Carl Hum, the general counsel for the Real Estate Board of New York, an influential trade group, said property managers could continue to charge more than $20 in fees.

But some lawyers, like Jeffrey Schwartz, who advises co-op and condo boards, said he is recommending his clients err on the side of caution and abide by the $20 cap as a result of the ambiguity in the new laws.

“I think the issuance of the guidance is actually creating more confusion than clarifying,” said Mr. Schwartz, who hopes the state will pass new legislation to exclude co-ops and condos from many of the new rent laws.

The lack of clarity has left some co-op applicants in limbo.

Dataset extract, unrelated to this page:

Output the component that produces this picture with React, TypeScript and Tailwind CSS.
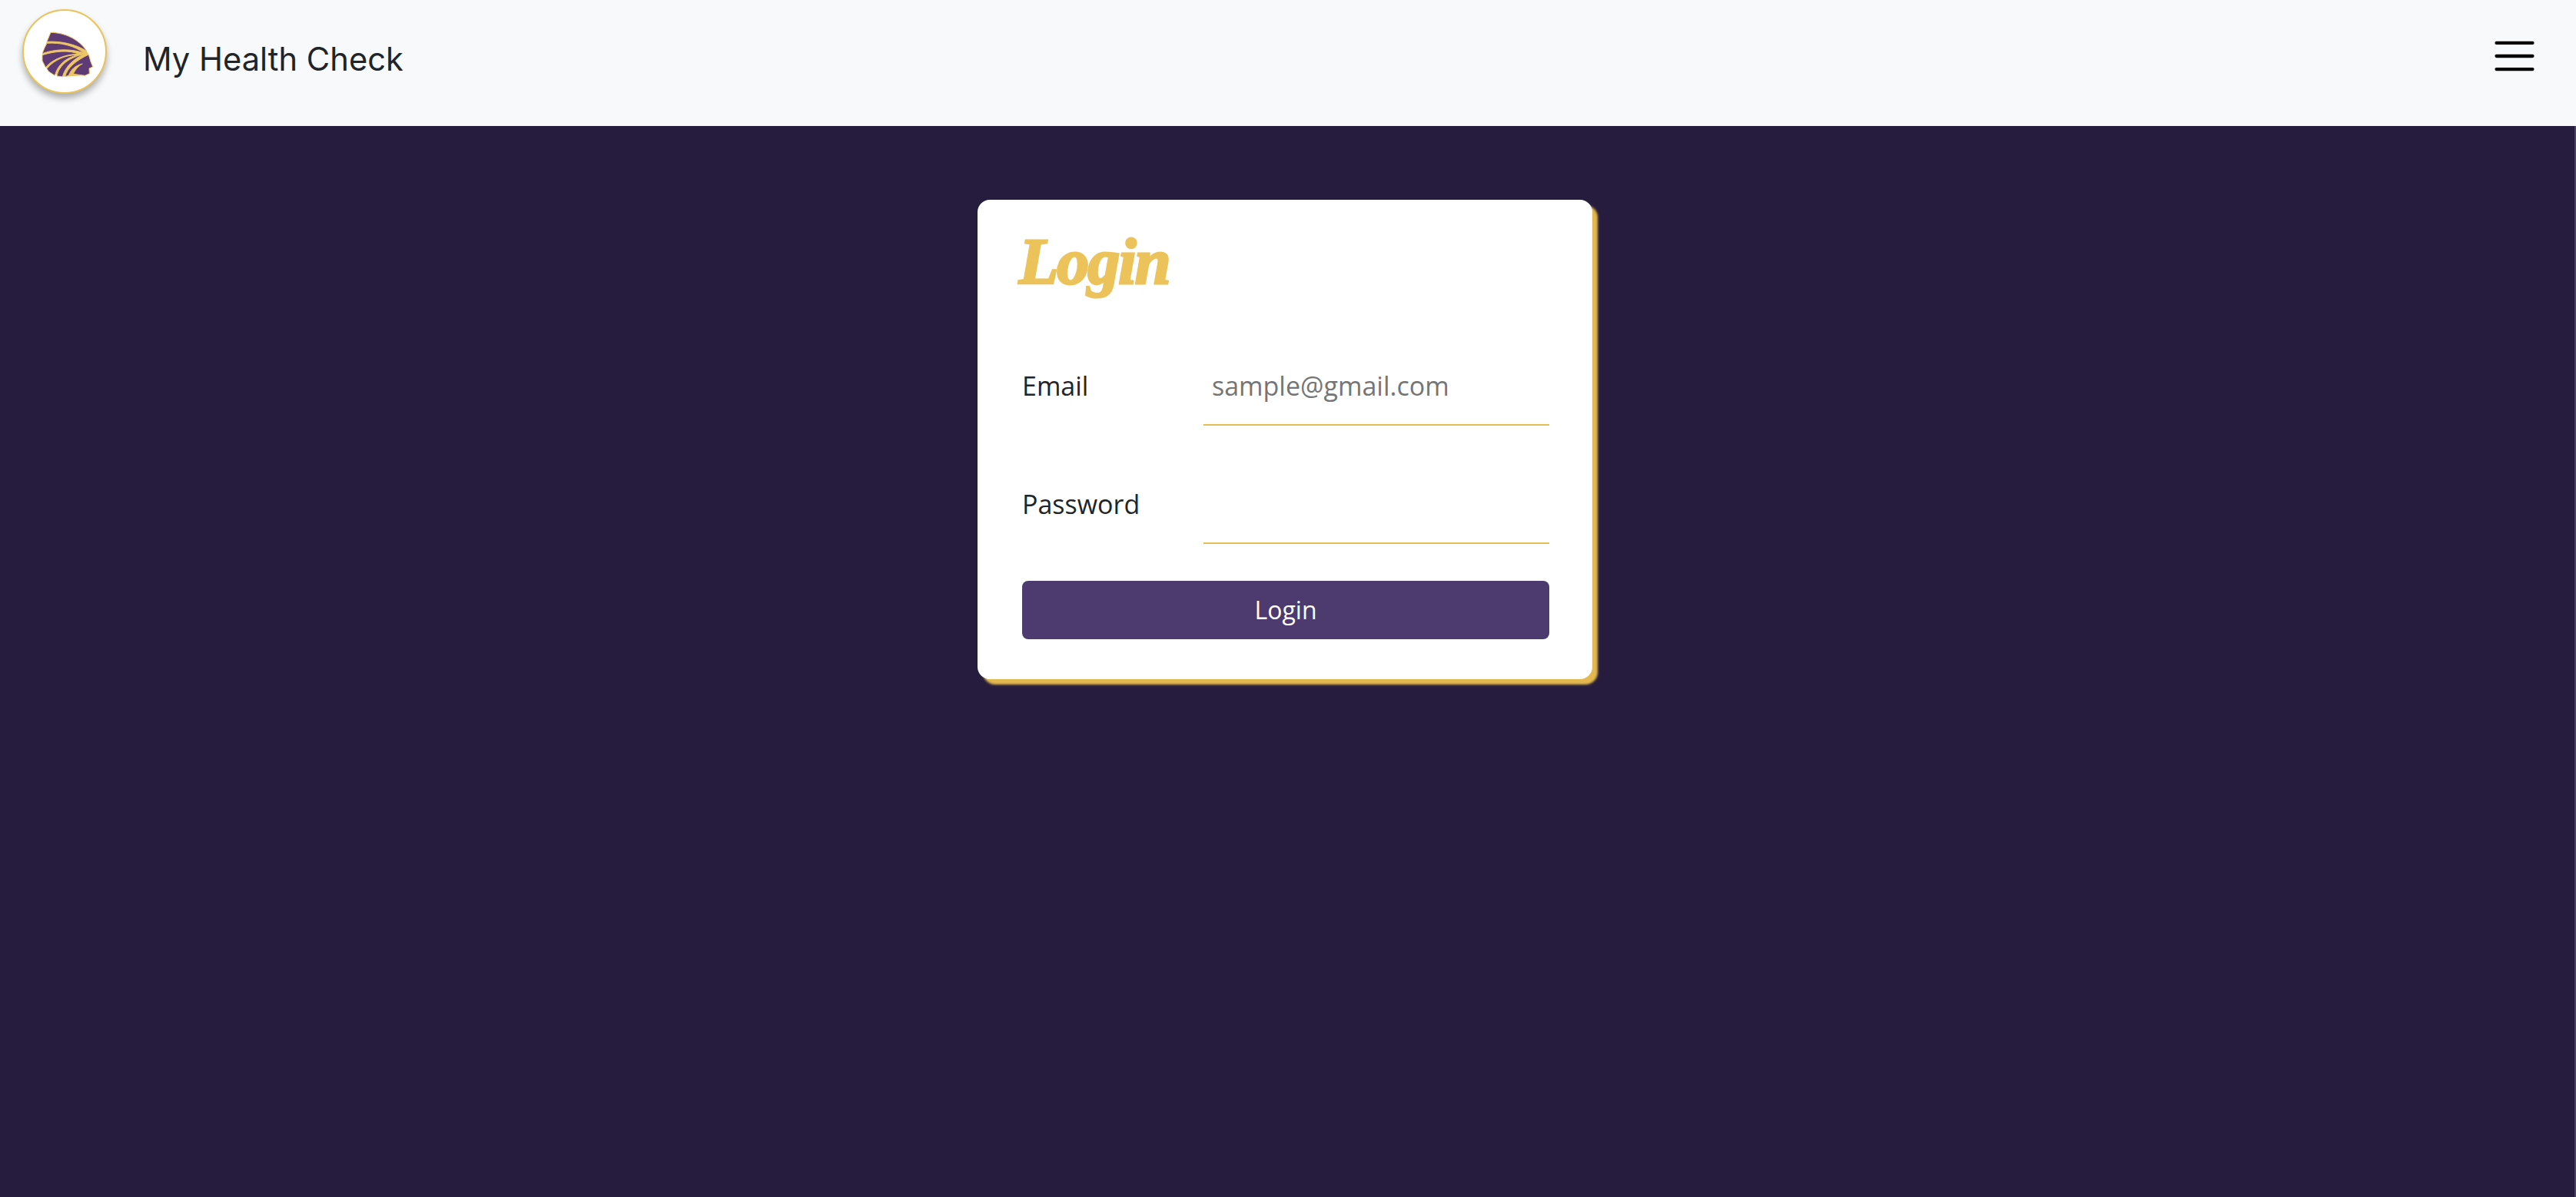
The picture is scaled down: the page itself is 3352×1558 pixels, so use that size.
const Logo = () => {
  return (
    <div className="w-[110px] h-[110px] rounded-full bg-white border-2 border-[#ebc35a] shadow-[0_6px_8px_rgba(0,0,0,0.3)] relative shrink-0">
      <svg
        viewBox="0 0 210 210"
        className="absolute left-[21px] top-[23px] w-[70px] h-[70px] blur-[0.6px]"
      >
        <path
          d="M42 16C95 16 152 42 182 88L190 102L198 130L206 150L192 156L193 176L176 184L88 188L34 168L9 126L9 98L18 76L27 52Z"
          fill="#ecc666"
        />
        <g fill="#5f3b75" stroke="#ecc666" strokeWidth="3" strokeLinejoin="round">
          <path d="M42 16C95 16 152 42 182 88C140 62 80 48 27 52Z" />
          <path d="M27 58C80 54 135 68 172 96C125 80 65 78 9 98L18 76Z" />
          <path d="M9 104C60 88 115 84 152 100C105 100 50 118 22 152L9 126Z" />
          <path d="M27 157C55 122 105 102 146 104C105 114 70 138 58 184L34 168Z" />
          <path d="M66 186C75 142 115 114 172 100C130 120 100 148 88 188Z" />
          <path d="M98 188C108 152 140 126 190 102L198 130L206 150L192 156L193 176L176 184L130 178C140 158 150 146 166 138C135 146 120 162 112 184Z" />
        </g>
      </svg>
    </div>
  );
};

const Field = ({ label, placeholder, type }: { label: string; placeholder?: string; type: string }) => {
  return (
    <div className="flex items-start">
      <label className="w-[236px] text-[34px] leading-[48px] text-[#212529]">{label}</label>
      <input
        type={type}
        placeholder={placeholder}
        className="flex-1 min-w-0 h-[76px] pb-[26px] px-[11px] text-[34px] text-[#212529] placeholder:text-[#757575] border-b-2 border-[#e6bc55] outline-none bg-white"
      />
    </div>
  );
};

export default function App() {
  return (
    <div className="min-h-screen flex flex-col bg-[#261c3d] font-['Open_Sans',sans-serif]">
      {/* Header */}
      <header className="h-[164px] shrink-0 bg-[#f8f9fa] flex items-start justify-between">
        <div className="flex items-start pl-[29px] pt-[12px]">
          <Logo />
          <span className="ml-[47px] mt-[35px] text-[41.7px] leading-[60px] text-[#212529] font-['Inter',sans-serif]">
            My Health Check
          </span>
        </div>
        <button aria-label="Menu" className="mr-[48px] mt-[41px]">
          <svg viewBox="0 0 30 30" className="w-[64px] h-[64px]">
            <path d="M4 7h22M4 15h22M4 23h22" stroke="#000" strokeWidth="2" strokeLinecap="round" />
          </svg>
        </button>
      </header>

      {/* Main */}
      <main className="flex-1 flex justify-center items-start pt-[96px] pr-[6px] border-r-2 border-[#4a4160]">
        <div className="w-[800px] h-[624px] bg-white rounded-[16px] shadow-[7px_7px_3px_#e3b94f] pl-[58px] pr-[56px] flex flex-col">
          <h1 className="h-[218px] -ml-[4px] pt-[26px] text-[#ebc35a] text-[84px] leading-[110px] tracking-[-2px] font-bold italic font-['Liberation_Serif',serif] [-webkit-text-stroke:3px_#ebc35a]">
            Login
          </h1>
          <div className="flex flex-col gap-[78px]">
            <Field label="Email" type="email" placeholder="sample@gmail.com" />
            <Field label="Password" type="password" />
          </div>
          <button className="mt-[48px] h-[76px] rounded-[8px] bg-[#4d3a6e] text-white text-[32px] text-center">
            Login
          </button>
        </div>
      </main>
    </div>
  );
}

One co-op board in Manhattan recently charged an applicant an assortment of nonrefundable fees totaling about $1,350. The renter, Jeff, who preferred to use only his first name because he is still going through the co-op’s interview process, said the large fees appeared to be against the law.

“But I don’t want to argue fees with the co-op board because it’s already so competitive to get here in the first place,” he said. “I don’t want to rock the boat.”